Она густо покраснела.
– Вам именно изменяет память.
– Тем лучше, потому что я большевиков терпеть не могу, как вообще всех профессиональных благодетелей человечества. Кроме того, они пролили слишком много крови даже для благодетелей человечества. В этом отношении уже французские революционеры 1794 года плохо знали меру. Правда, трудно сказать, кто больше совершил злодеяний: они ли или какой-нибудь Людовик XIV, которого так любят ненавидящие их историки. Французские революционеры хоть пытками не пользовались, в отличие от Людовиков. А ваши, говорят, восстановили пытку. Не все ли, верно думают, равно: во имя великой идеи дурачье проглотит и это… Но бросим политику, от нее и при хорошей погоде у меня может сделаться морская болезнь… А что, вы тогда в Ницце продали бриллианты?
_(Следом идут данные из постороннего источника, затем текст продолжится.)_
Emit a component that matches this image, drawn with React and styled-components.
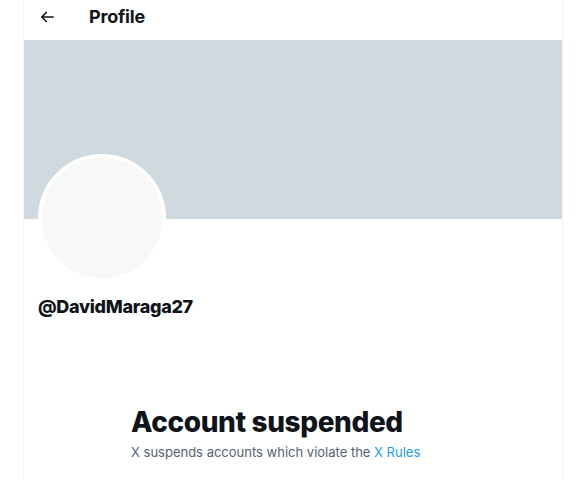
import React from "react";
import styled, { createGlobalStyle } from "styled-components";

const GlobalStyle = createGlobalStyle`
  html, body {
    margin: 0;
    padding: 0;
    background: #ffffff;
  }
  body {
    font-family: "Inter", "Liberation Sans", sans-serif;
    color: #0f1419;
  }
`;

const Page = styled.div`
  display: flex;
  justify-content: flex-start;
  padding-left: 23px;
  min-height: 480px;
`;

const Column = styled.main`
  width: 538px;
  min-height: 480px;
  border-left: 1px solid #eff3f4;
  border-right: 1px solid #eff3f4;
  display: flex;
  flex-direction: column;
`;

const Header = styled.header`
  height: 40px;
  display: flex;
  align-items: center;
  padding: 0 16px 7px 6px;
  box-sizing: border-box;
  gap: 25px;
`;

const BackButton = styled.button`
  width: 34px;
  height: 34px;
  border: none;
  background: none;
  padding: 0;
  display: flex;
  align-items: center;
  justify-content: center;
  color: #0f1419;
  svg {
    width: 18px;
    height: 18px;
    fill: currentColor;
  }
`;

const Title = styled.h2`
  margin: 0;
  font-size: 18px;
  font-weight: 700;
  letter-spacing: -0.2px;
`;

const Banner = styled.div`
  height: 179px;
  background: #cfd9de;
`;

const ProfileInfo = styled.section`
  padding: 0 14px;
  display: flex;
  flex-direction: column;
`;

const Avatar = styled.div`
  width: 120px;
  height: 120px;
  margin-top: -65px;
  border-radius: 50%;
  border: 4px solid #ffffff;
  background: #f7f9f9;
`;

const Handle = styled.div`
  margin-top: 13px;
  font-size: 18px;
  font-weight: 800;
  line-height: 24px;
  letter-spacing: -0.3px;
`;

const EmptyState = styled.div`
  width: 324px;
  margin: 86px auto 0;
`;

const EmptyTitle = styled.h1`
  margin: 0;
  font-size: 28px;
  font-weight: 800;
  line-height: 34px;
  letter-spacing: -0.4px;
`;

const EmptyText = styled.p`
  margin: 4px 0 0;
  font-size: 13px;
  line-height: 18px;
  color: #536471;
  white-space: nowrap;
`;

const RulesLink = styled.a`
  color: #1d9bf0;
  text-decoration: none;
`;

export default function App() {
  return (
    <>
      <GlobalStyle />
      <Page>
        <Column>
          <Header>
            <BackButton aria-label="Back">
              <svg viewBox="0 0 24 24">
                <path d="M7.414 13l5.043 5.04-1.414 1.42L3.586 12l7.457-7.46 1.414 1.42L7.414 11H21v2H7.414z" />
              </svg>
            </BackButton>
            <Title>Profile</Title>
          </Header>
          <Banner />
          <ProfileInfo>
            <Avatar />
            <Handle>@DavidMaraga27</Handle>
          </ProfileInfo>
          <EmptyState>
            <EmptyTitle>Account suspended</EmptyTitle>
            <EmptyText>
              X suspends accounts which violate the <RulesLink href="#">X Rules</RulesLink>
            </EmptyText>
          </EmptyState>
        </Column>
      </Page>
    </>
  );
}
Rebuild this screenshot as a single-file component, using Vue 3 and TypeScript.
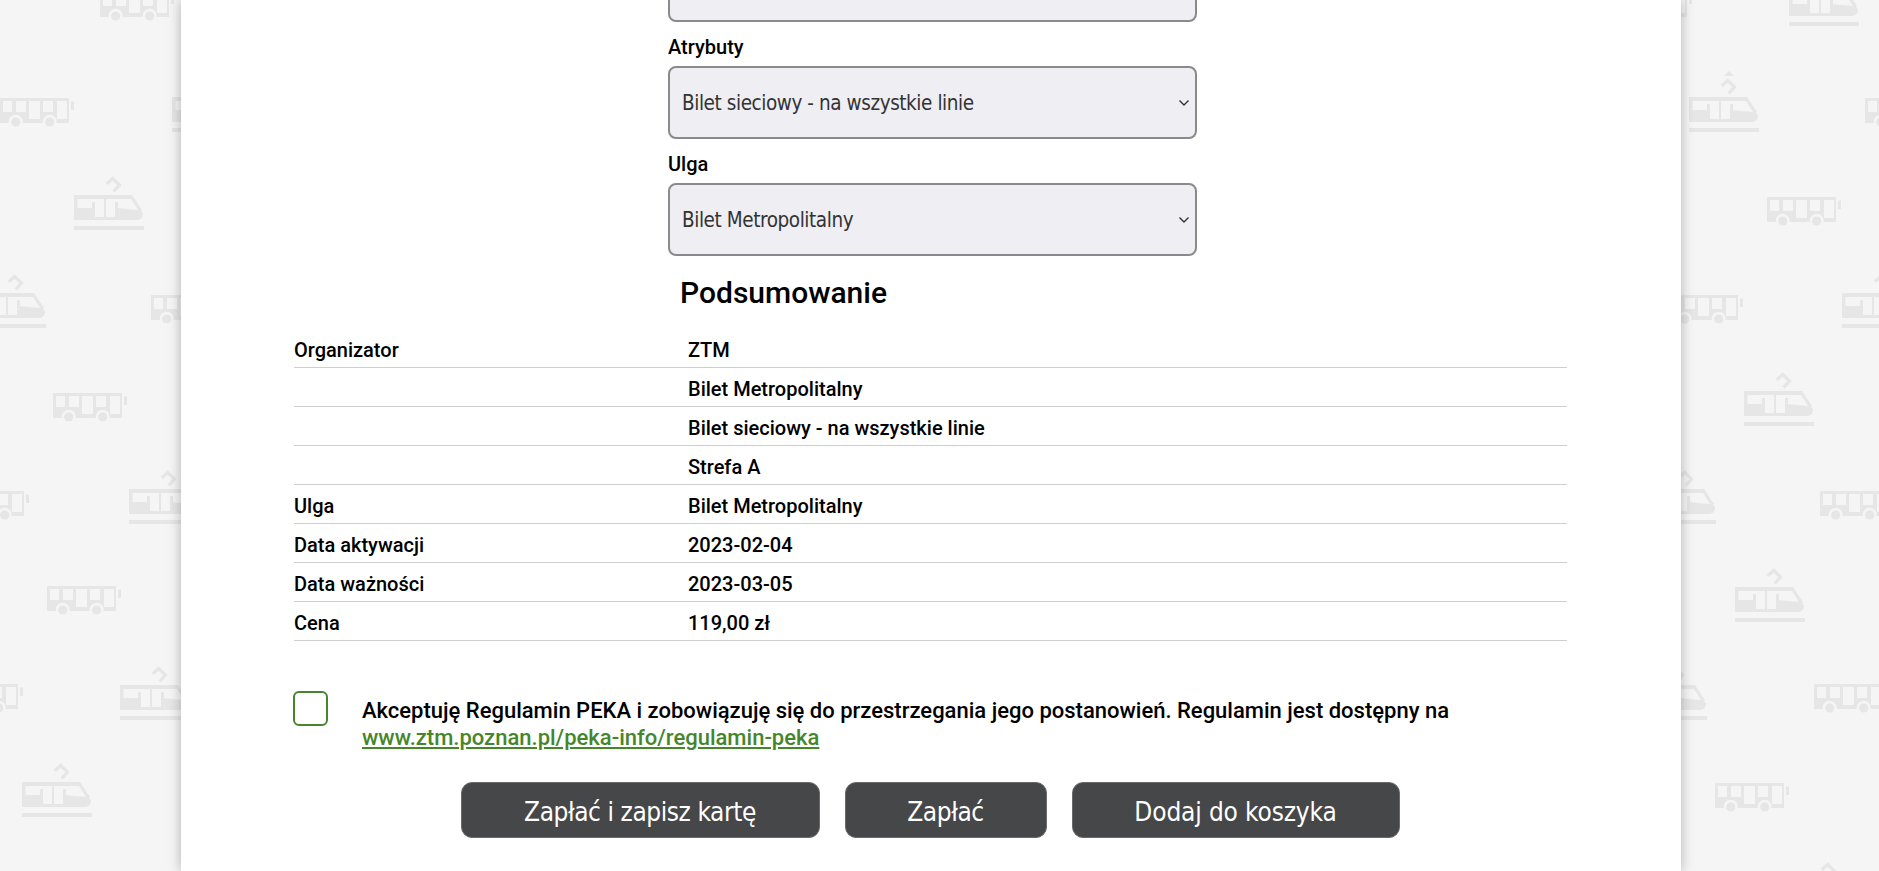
<script setup lang="ts">
type Pos = [number, number]
const buses: Pos[] = [[100,-8],[0,98],[151,295],[53,393],[-45,491],[47,586],[-51,684],[1618,-8],[1865,98],[1767,197],[1669,295],[1820,491],[1814,684],[1715,783]]
const trams: Pos[] = [[172,97],[74,195],[-24,293],[129,489],[120,685],[22,782],[1789,-9],[1689,97],[1842,293],[1744,391],[1646,489],[1735,587],[1637,685],[1789,881]]
const rows: [string, string][] = [
  ['Organizator', 'ZTM'],
  ['', 'Bilet Metropolitalny'],
  ['', 'Bilet sieciowy - na wszystkie linie'],
  ['', 'Strefa A'],
  ['Ulga', 'Bilet Metropolitalny'],
  ['Data aktywacji', '2023-02-04'],
  ['Data ważności', '2023-03-05'],
  ['Cena', '119,00 zł'],
]
const buttons = ['Zapłać i zapisz kartę', 'Zapłać', 'Dodaj do koszyka']
</script>

<template>
  <div class="page">
    <svg class="pattern" width="1879" height="871" viewBox="0 0 1879 871" aria-hidden="true">
      <defs>
        <g id="bus">
          <path fill="#e6e6e6" d="M0 0H69V25H0Z" />
          <path fill="#e6e6e6" d="M71 3.5H74V12H71Z" />
          <path fill="#f5f5f5" d="M3 3H12V14H3ZM16 3H26V14H16ZM29 3H40V21H29ZM43 3H53V14H43ZM57 3H67V21H57Z" />
          <circle cx="15.7" cy="23.8" r="7" fill="#f5f5f5" />
          <circle cx="49.7" cy="23.8" r="7" fill="#f5f5f5" />
          <circle cx="15.7" cy="24" r="4.6" fill="#e6e6e6" />
          <circle cx="49.7" cy="24" r="4.6" fill="#e6e6e6" />
        </g>
        <g id="tram">
          <path fill="#e6e6e6" d="M0 0H58L68 15L67 16.5L69 18Q69 25 63 25H0Z" />
          <path fill="#f5f5f5" d="M3.5 4H30V22H21V7H18V13H3.5ZM32 4H57L64 15L47 13.5L44 13V7H41V22H32Z" />
          <path fill="none" stroke="#e6e6e6" stroke-width="3.2" d="M32.7 -11.2L38.7 -16.5L45.5 -10L39.7 -3.5" />
          <path fill="#e6e6e6" d="M0 31H70V35H0Z" />
        </g>
      </defs>
      <use v-for="(p, i) in buses" :key="'b' + i" href="#bus" :x="p[0]" :y="p[1]" />
      <use v-for="(p, i) in trams" :key="'t' + i" href="#tram" :x="p[0]" :y="p[1]" />
      <path fill="#e6e6e6" d="M1724 76L1729 71L1734 76Z" />
    </svg>

    <main class="panel">
      <form class="fields" @submit.prevent>
        <select class="field field-first" aria-label="Strefa"><option>Strefa A</option></select>
        <label class="field-label" for="attr">Atrybuty</label>
        <select id="attr" class="field"><option>Bilet sieciowy - na wszystkie linie</option></select>
        <label class="field-label" for="ulga">Ulga</label>
        <select id="ulga" class="field"><option>Bilet Metropolitalny</option></select>
        <h2 class="heading">Podsumowanie</h2>
      </form>

      <table class="summary">
        <tbody>
          <tr v-for="(r, i) in rows" :key="i">
            <td class="key">{{ r[0] }}</td>
            <td>{{ r[1] }}</td>
          </tr>
        </tbody>
      </table>

      <div class="accept">
        <input class="check" type="checkbox" aria-label="Akceptuję regulamin" />
        <p class="accept-text">
          Akceptuję Regulamin PEKA i zobowiązuję się do przestrzegania jego postanowień. Regulamin jest dostępny na
          <a href="#">www.ztm.poznan.pl/peka-info/regulamin-peka</a>
        </p>
      </div>

      <div class="actions">
        <button v-for="b in buttons" :key="b" class="btn" type="button">{{ b }}</button>
      </div>
    </main>
  </div>
</template>

<style>
html, body { margin: 0; overflow: hidden; background: #f5f5f5; }
</style>

<style scoped>
.page {
  position: relative;
  width: 1879px;
  height: 871px;
  overflow: hidden;
  background: #f5f5f5;
  font-family: Roboto, "Liberation Sans", sans-serif;
  color: #000;
}
.pattern { position: absolute; left: 0; top: 0; filter: blur(0.45px); }
.panel {
  position: relative;
  box-sizing: border-box;
  width: 1500px;
  height: 871px;
  margin-left: 181px;
  padding: 0 113px;
  background: #fff;
  box-shadow: 0 0 12px rgba(0, 0, 0, 0.28);
  overflow: hidden;
}
.fields {
  display: flex;
  flex-direction: column;
  width: 529px;
  margin-left: 374px;
}
.field {
  box-sizing: border-box;
  width: 529px;
  height: 73px;
  padding: 1px 24px 0 12px;
  border: 2px solid #8a8a8a;
  border-radius: 8px;
  appearance: none;
  background-color: #eeeef3;
  background-image: url("data:image/svg+xml,%3Csvg xmlns='http://www.w3.org/2000/svg' width='12' height='8' viewBox='0 0 12 8'%3E%3Cpath d='M1.5 1.5L6 6L10.5 1.5' fill='none' stroke='%23333' stroke-width='1.4'/%3E%3C/svg%3E");
  background-repeat: no-repeat;
  background-position: right 5px center;
  color: #333;
  font-family: "DejaVu Sans Condensed", "DejaVu Sans", sans-serif;
  font-stretch: condensed;
  font-size: 20.5px;
  letter-spacing: -0.43px;
}
.field-first { margin-top: -51px; }
.field-label {
  display: block;
  height: 44px;
  box-sizing: border-box;
  padding-top: 14px;
  line-height: 23px;
  font-size: 20px;
  font-weight: 500;
}
.heading {
  margin: 19px 0 0 12px;
  font-size: 30px;
  line-height: 36px;
  font-weight: 500;
}
.summary {
  width: 1273px;
  margin-top: 17px;
  border-collapse: collapse;
  table-layout: fixed;
  font-size: 20px;
  font-weight: 500;
}
.summary td {
  height: 39px;
  padding: 6px 0 0;
  border-bottom: 1px solid #cfcfcf;
  line-height: 23px;
  box-sizing: border-box;
}
.summary td.key { width: 394px; }
.accept {
  display: flex;
  align-items: flex-start;
  margin-top: 50px;
}
.check {
  appearance: none;
  box-sizing: border-box;
  flex: none;
  width: 35px;
  height: 35px;
  margin: 0 34px 0 -1px;
  border: 2px solid #47852a;
  border-radius: 6px;
  background: #fff;
}
.accept-text {
  margin: 6px 0 0;
  width: 1180px;
  font-size: 22px;
  line-height: 27px;
  font-weight: 500;
}
.accept-text a { display: block; color: #46862a; text-decoration: underline; }
.actions {
  display: flex;
  justify-content: center;
  gap: 25px;
  margin: 31px 0 0 -2px;
}
.btn {
  height: 56px;
  padding: 4px 0 0;
  border: 1px solid #6a6a6a;
  border-radius: 11px;
  background: #464749;
  color: #fff;
  font-family: "DejaVu Sans Condensed", "DejaVu Sans", sans-serif;
  font-stretch: condensed;
  font-size: 26px;
  letter-spacing: -0.43px;
}
.btn:nth-child(1) { width: 359px; }
.btn:nth-child(2) { width: 202px; }
.btn:nth-child(3) { width: 328px; letter-spacing: -0.15px; }
</style>
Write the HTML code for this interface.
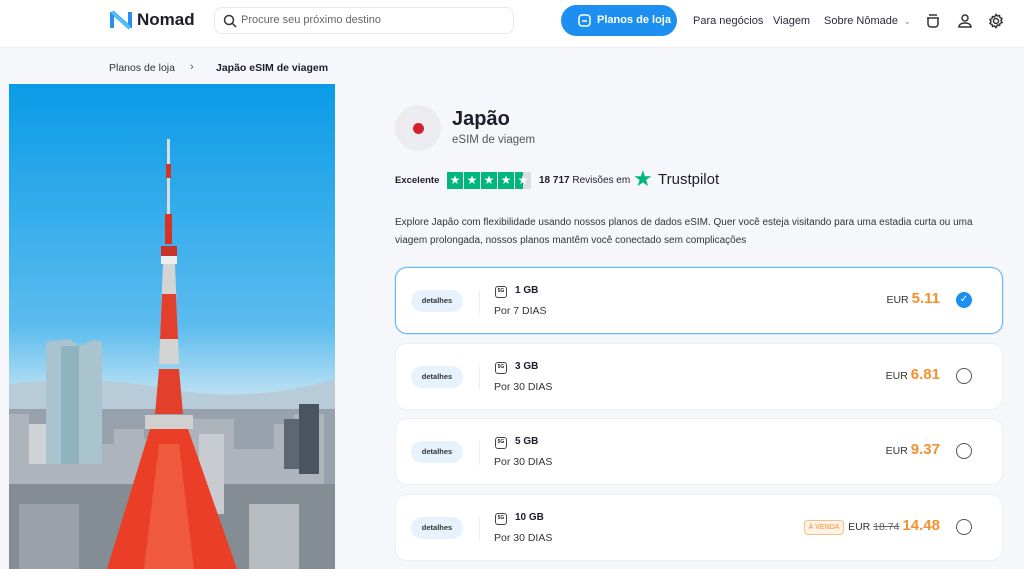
<!DOCTYPE html>
<html><head><meta charset="utf-8"><style>
*{box-sizing:border-box;margin:0;padding:0}
body{width:1024px;height:569px;overflow:hidden;background:#f6f7fb;font-family:"Liberation Sans",sans-serif;color:#1d1d2b;position:relative}
.hdr{position:absolute;left:0;top:0;width:1024px;height:48px;background:#fff;border-bottom:1px solid #eceef3}
.abs{position:absolute;white-space:nowrap}
.search{left:214px;top:7px;width:300px;height:27px;border:1px solid #e6e8ee;border-radius:8px;background:#fff}
.btn{left:561px;top:5px;width:116px;height:31px;border-radius:16px;background:#1d8ff0;color:#fff;font-weight:bold;font-size:11px}
.nav{font-size:11px;color:#2a2a3a;top:15px}
.card{position:absolute;left:395px;width:608px;height:67px;background:#fff;border:1px solid #eceef3;border-radius:12px}
.card.sel{border:1px solid #6ab7f1;box-shadow:0 0 0 1px #d7ebfb}
.det{position:absolute;left:15px;top:22px;width:52px;height:22px;border-radius:11px;background:#e8f2fd;font-size:7.5px;font-weight:bold;color:#333;text-align:center;line-height:22px}
.sep{position:absolute;left:83px;top:22px;width:1px;height:24px;background:#eceef3}
.g5{position:absolute;left:99px;top:18px;width:12px;height:12px;border:1.5px solid #444;border-radius:3px;font-size:5px;font-weight:bold;text-align:center;line-height:9px}
.gb{position:absolute;left:119px;top:17px;font-size:10px;font-weight:bold}
.days{position:absolute;left:98px;top:37px;font-size:10.5px;color:#333}
.price{position:absolute;right:62px;top:22px;font-size:10.5px;color:#333;white-space:nowrap}
.price b{font-size:15px;color:#f5902f;margin-left:3px}
.radio{position:absolute;right:30px;top:24px;width:16px;height:16px;border:1.5px solid #555;border-radius:50%}
</style></head><body>
<div class="hdr">
 <svg class="abs" style="left:109px;top:9px" width="24" height="22" viewBox="0 0 24 22"><path d="M3 3 L3 19 M3 3 L21 19 M21 3 L21 19" stroke="#2a8ff0" stroke-width="4" fill="none" stroke-linejoin="round"/><path d="M3 3 L21 19" stroke="#4fc3f7" stroke-width="3"/></svg>
 <div class="abs" style="left:137px;top:10px;font-size:17px;font-weight:bold;color:#1d1d2b">Nomad</div>
 <div class="abs search"><svg class="abs" style="left:8px;top:6px" width="14" height="14" viewBox="0 0 14 14"><circle cx="6" cy="6" r="4.5" stroke="#333" stroke-width="1.5" fill="none"/><path d="M9.5 9.5L13 13" stroke="#333" stroke-width="1.5"/></svg><span class="abs" style="left:26px;top:6px;font-size:11px;color:#666">Procure seu próximo destino</span></div>
 <div class="abs btn"><svg class="abs" style="left:17px;top:9px" width="13" height="13" viewBox="0 0 13 13"><rect x="1" y="1" width="11" height="11" rx="3" stroke="#fff" stroke-width="1.5" fill="none"/><path d="M4 7h5" stroke="#fff" stroke-width="1.5"/></svg><span class="abs" style="left:36px;top:9px">Planos de loja</span></div>
 <div class="abs nav" style="left:693px">Para negócios</div>
 <div class="abs nav" style="left:773px">Viagem</div>
 <div class="abs nav" style="left:824px">Sobre Nômade <span style="font-size:8px;color:#888;margin-left:3px">⌄</span></div>
 <svg class="abs" style="left:925px;top:13px" width="16" height="16" viewBox="0 0 16 16" fill="none" stroke="#333" stroke-width="1.5"><path d="M4 2h8M2 5h12M3 5v6a3 3 0 003 3h4a3 3 0 003-3V5"/></svg>
 <svg class="abs" style="left:957px;top:13px" width="16" height="16" viewBox="0 0 16 16" fill="none" stroke="#333" stroke-width="1.5"><circle cx="8" cy="5" r="3"/><path d="M2 14c0-3 3-4 6-4s6 1 6 4z"/></svg>
 <svg class="abs" style="left:988px;top:13px" width="16" height="16" viewBox="0 0 16 16" fill="none" stroke="#333" stroke-width="1.5"><circle cx="8" cy="8" r="2.5"/><path d="M8 1.5l1.5 1.5 2-.5.5 2 2 1-1 2 1 2-2 1-.5 2-2-.5L8 14.5 6.5 13l-2 .5-.5-2-2-1 1-2-1-2 2-1 .5-2 2 .5z"/></svg>
</div>
<div class="abs" style="left:109px;top:62px;font-size:10.5px;color:#333">Planos de loja</div>
<div class="abs" style="left:190px;top:61px;font-size:11px;color:#555">›</div>
<div class="abs" style="left:216px;top:62px;font-size:10.5px;font-weight:bold">Japão eSIM de viagem</div>

<svg class="abs" style="left:9px;top:84px" width="326" height="485" viewBox="0 0 326 485">
 <defs><linearGradient id="sky" x1="0" y1="0" x2="0" y2="1"><stop offset="0" stop-color="#0a9be8"/><stop offset=".5" stop-color="#5cbcee"/><stop offset=".62" stop-color="#aedcf3"/><stop offset=".68" stop-color="#cfe3ee"/></linearGradient></defs>
 <rect width="326" height="485" fill="url(#sky)"/>
 <path d="M0 300 Q80 290 160 305 T326 295 V340 H0Z" fill="#b7cbd9"/>
 <rect x="0" y="325" width="326" height="160" fill="#98a2ad"/>
 <path d="M0 330h20v20h15v-10h30v20h40v-15h30v10h30v-20h60v30h40v-25h20v-10h30V485H0Z" fill="#adb4bb"/>
 <rect x="0" y="400" width="326" height="85" fill="#858d94"/>
 <rect x="190" y="350" width="25" height="80" fill="#c8ccd0"/><rect x="275" y="335" width="35" height="50" fill="#5e6670"/><rect x="290" y="320" width="20" height="70" fill="#4a5360"/>
 <rect x="20" y="340" width="25" height="40" fill="#cfd3d7"/><rect x="10" y="420" width="60" height="65" fill="#9aa1a8"/><rect x="240" y="420" width="50" height="65" fill="#b6bcc1"/>
 <path d="M37 258 L60 255 L70 262 L85 256 L93 258 L93 380 L37 380Z" fill="#a9c4cf"/><rect x="52" y="262" width="18" height="118" fill="#8fb3bf"/>
 <path d="M158 55 L161 55 L161 150 L158 150Z" fill="#ddd"/>
 <rect x="157" y="80" width="5" height="14" fill="#d63326"/><rect x="156" y="130" width="7" height="30" fill="#d63326"/>
 <rect x="152" y="162" width="16" height="10" fill="#c9342a"/><rect x="152" y="172" width="16" height="8" fill="#eee"/>
 <path d="M154 180h12l4 100h-20z" fill="#d4d4d4"/>
 <path d="M153 210h14l2 45h-18z" fill="#e2402c"/>
 <path d="M150 285h20l4 45h-28z" fill="#e2402c"/>
 <rect x="136" y="331" width="48" height="14" fill="#d0d0d0"/>
 <path d="M141 345 L179 345 L228 485 L98 485Z" fill="#ea3f26"/>
 <path d="M150 360 L170 360 L185 485 L135 485Z" fill="#f26a4b" opacity=".6"/>
</svg>

<div class="abs" style="left:395px;top:105px;width:46px;height:46px;border-radius:50%;background:#ececf0"><div class="abs" style="left:18px;top:18px;width:11px;height:11px;border-radius:50%;background:#d4202c"></div></div>
<div class="abs" style="left:452px;top:108px;font-size:20px;font-weight:bold">Japão</div>
<div class="abs" style="left:452px;top:134px;font-size:11.5px;color:#555">eSIM de viagem</div>
<div class="abs" style="left:395px;top:175px;font-size:9.5px;font-weight:bold">Excelente</div>
<div class="abs" style="left:447px;top:172px;width:84px;height:17px;display:flex;gap:1px">
 <div style="flex:1;background:#00b67a;color:#fff;font-size:12px;text-align:center;line-height:17px">★</div><div style="flex:1;background:#00b67a;color:#fff;font-size:12px;text-align:center;line-height:17px">★</div><div style="flex:1;background:#00b67a;color:#fff;font-size:12px;text-align:center;line-height:17px">★</div><div style="flex:1;background:#00b67a;color:#fff;font-size:12px;text-align:center;line-height:17px">★</div><div style="flex:1;background:linear-gradient(90deg,#00b67a 50%,#dcdce6 50%);color:#fff;font-size:12px;text-align:center;line-height:17px">★</div>
</div>
<div class="abs" style="left:539px;top:175px;font-size:10px"><b>18 717</b> Revisões em</div>
<div class="abs" style="left:633px;top:166px;font-size:22px;color:#00b67a">★</div>
<div class="abs" style="left:658px;top:171px;font-size:15px;color:#1d1d2b">Trustpilot</div>
<div class="abs" style="left:395px;top:214px;width:600px;font-size:10px;line-height:18px;color:#333;white-space:normal">Explore Japão com flexibilidade usando nossos planos de dados eSIM. Quer você esteja visitando para uma estadia curta ou uma viagem prolongada, nossos planos mantêm você conectado sem complicações</div>

<div class="card sel" style="top:267px"><div class="det">detalhes</div><div class="sep"></div><div class="g5">5G</div><div class="gb">1 GB</div><div class="days">Por 7 DIAS</div><div class="price">EUR<b>5.11</b></div><div class="radio" style="background:#1d8ff0;border-color:#1d8ff0;color:#fff;font-size:10px;text-align:center;line-height:13px">✓</div></div>
<div class="card" style="top:343px"><div class="det">detalhes</div><div class="sep"></div><div class="g5">5G</div><div class="gb">3 GB</div><div class="days">Por 30 DIAS</div><div class="price">EUR<b>6.81</b></div><div class="radio"></div></div>
<div class="card" style="top:418px"><div class="det">detalhes</div><div class="sep"></div><div class="g5">5G</div><div class="gb">5 GB</div><div class="days">Por 30 DIAS</div><div class="price">EUR<b>9.37</b></div><div class="radio"></div></div>
<div class="card" style="top:494px"><div class="det">detalhes</div><div class="sep"></div><div class="g5">5G</div><div class="gb">10 GB</div><div class="days">Por 30 DIAS</div><div class="abs" style="left:408px;top:25px;width:40px;height:15px;border:1px solid #f5c08a;background:#fff3e6;border-radius:4px;font-size:7px;color:#f5902f;text-align:center;line-height:13px">À VENDA</div><div class="price">EUR <s style="color:#666">18.74</s><b>14.48</b></div><div class="radio"></div></div>
</body></html>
– Бриллианты?.. Нет, у меня их украли.
– Как украли?
– Так украли. Подменили настоящие фальшивыми.
– И полиция ничего не нашла?
– Я не обращалась к полиции.
«Неужто просто лгунья? А может быть, и не совсем нормальная», – спросил себя он.
– Не смею вас расспрашивать, – сказал он изумленно и загововорил о другом. Дама отвечала довольно охотно, но перед каждым ответом с полминуты думала, это его раздражало. Ему вдобавок казалось, что она думает затрудненно. «Ах, глазки уже не те: были чудесные! Рановато». Все же Норфольк был очень рад знакомству. Ему жизнь была не жизнь без общества молодых женщин, особенно таких, каким он мог покровительствовать. «Отеческое чувство, отеческое чувство», – подумал он. «Что-то очень много у меня развелось
Когда обед кончился, он для приличия еще поговорил с американской четой, затем сказал даме, что чрезвычайно рад знакомству и что будет все вечера проводить в баре второго класса. – «Я бываю у босс-a в первом, но там неинтересные дамы», – сказал он. Надя в самом деле ему не так нравилась, и ей уже покровительствовало трое мужчин. Поздно вечером в каюте он читал то Ресселя, то Уоллеса, но не раз отрывался, думал о русской даме и нежность скользила в его выцветших глазах.
Как пассажир второго класса, Норфольк не имел права бывать в залах первого. Но Делавар заявил пароходному начальству, что должен работать с секретарем, и начальство не могло отказать человеку, занимавшему самую дорогую каюту. Его секретарь получил разрешение бывать в первом классе, с тем ограничением, что завтракать и обедать он будет у себя.
Работы было немного. Делавар диктовал какую-то записку. Диктовка сводилась к тому, что он довольно безтолково высказывал какие-то мысли, которым Норфольк затем придавал литературную форму. Делал он это с таким видом, будто лишь стенографировал слова своего хозяина. Записка касалась общего политического и экономического положения западной Европы, и Норфольк про себя удивлялся: как этот человек, наживший огромное состояние и очевидно тонко разбиравшийся во всяких частных делах, решительно ничего не понимал во всем том, что касалось общих и государственных вопросов. Такое же чувство испытывал Яценко, когда за обедом Делавар рассуждал о политике. «Нет, я довольно неудачно его „активизировал“. Мой Лиддеваль значительно умнее», – подумал он.